The next day was a busy one – an attempt to fit in what we hadn’t been able to do the previous day – and that meant the Sacre Coeur, Le Louvre and Notre Dame. We went to Montmatre and the Sacre Coeur first. We climbed the steps up the hill, seeing the stunning views over Paris (which is very flat by the by) and we were presented with the sight of an awesome structure. Something about the basilica reminded me of a mandir, with the three dome-headed formation. It’s a very clean building and inside is just as a gorgeous – not flamboyant or gaudy but there’s definitely beauty in the details. We couldn’t take photos but that’s okay, I wasn’t there to pictorially recount the moments there – it was just wonderful to be there and soak it in- there as some service for one of their Saints on and the choir began to sing as we finished circumventing the place and it was very amazing. Mum was overwhelmed and got teary eyed – particularly on viewing the mosaic on the ceiling depicting Christ in this maagnanimous halo holding out his arms to all. The craftsmanship needed for that must have been out of this world. I lit a candle there, thanking the lord for allowing me to have come here and be a part of this whole thing.

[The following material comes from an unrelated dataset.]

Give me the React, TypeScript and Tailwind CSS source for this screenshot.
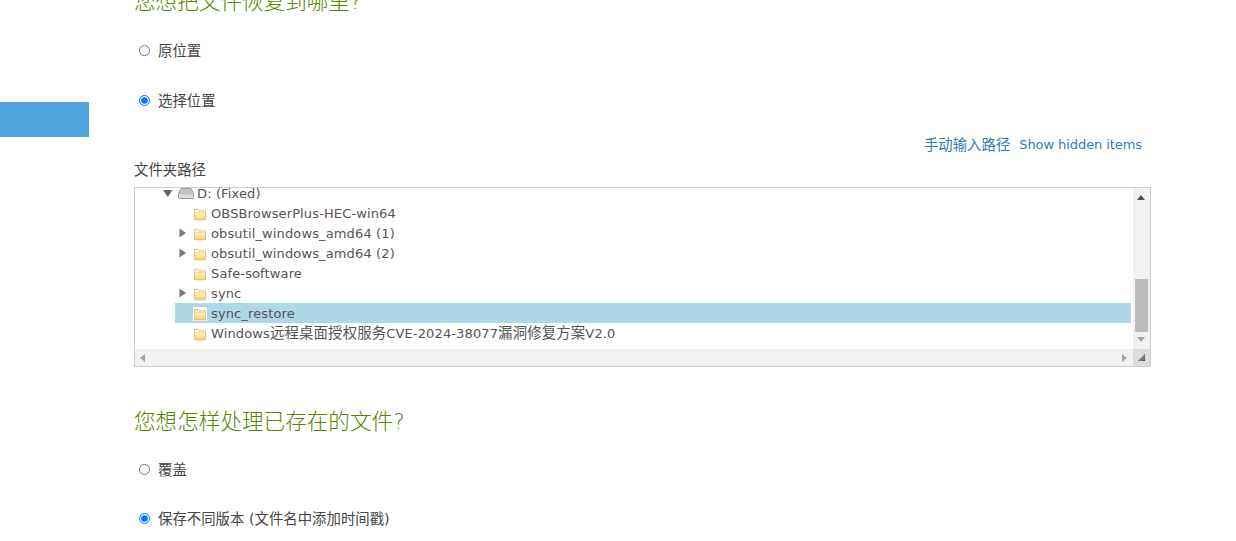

Then we headed downtown to the Louvre again to try our luck and lo, the whole city had the same idea and there was a MASSIVE queue to get in. (sidenote – the Louvre is huge, pray tell, why is there only ONE entrance? – Ok I checked the website and there is more than one – huh – I think it was because of the free admission). So we didn’t have many hours and knew we couldn’t afford to wait in the queue. Alas that was disappointing. Next time. Instead we headed to the Notre Dame, the day turning into a decidedly ‘religious’ one. Very different from the Sacre Coeur which is built of white stone, for the Notre Dame is of course very gothic and has a certain gloom about it, yet the deep shadows and warm light of the candles didn’t feel gloomy to me at all, in fact I rather liked it. There was a certain peace in it and the stained glass windows at every turn – my oh my, my heart was beating fast at seeing so many, at trying to capture the sheer beauty of them all on camera yet knowing the futility of attempting to do so with such petty technology. Again, the work that has gone in it takes ones breath away. My sister commented on the vast ceilings and yes, they are definitely high, forcing one to contemplate the endless, lofty heavens and then the lines of perspectives created by the columns – beautiful.
We ended with eating some yummy crepes avec Nutella (had to be done) and then we were off for the evening, back to Londres. One thing though, Paris is tres expensive – a cup of tea, a sandwich, a basic pastry costs twice as much as London – does my head in to think that people go around saying London is so expensive. I have never felt so ripped off before. The Metro though was very cheap. We travelled around with a 2 day pass and I was impressed – ok it ain’t clean and smooth like Singapore but its fast and very easy to navigate. Also, it’s ‘roomier’ with less awful upholstery and one an open the windows etc without feeling like they’re dying from lack of oxygen. It just smelt a lot of pee is all.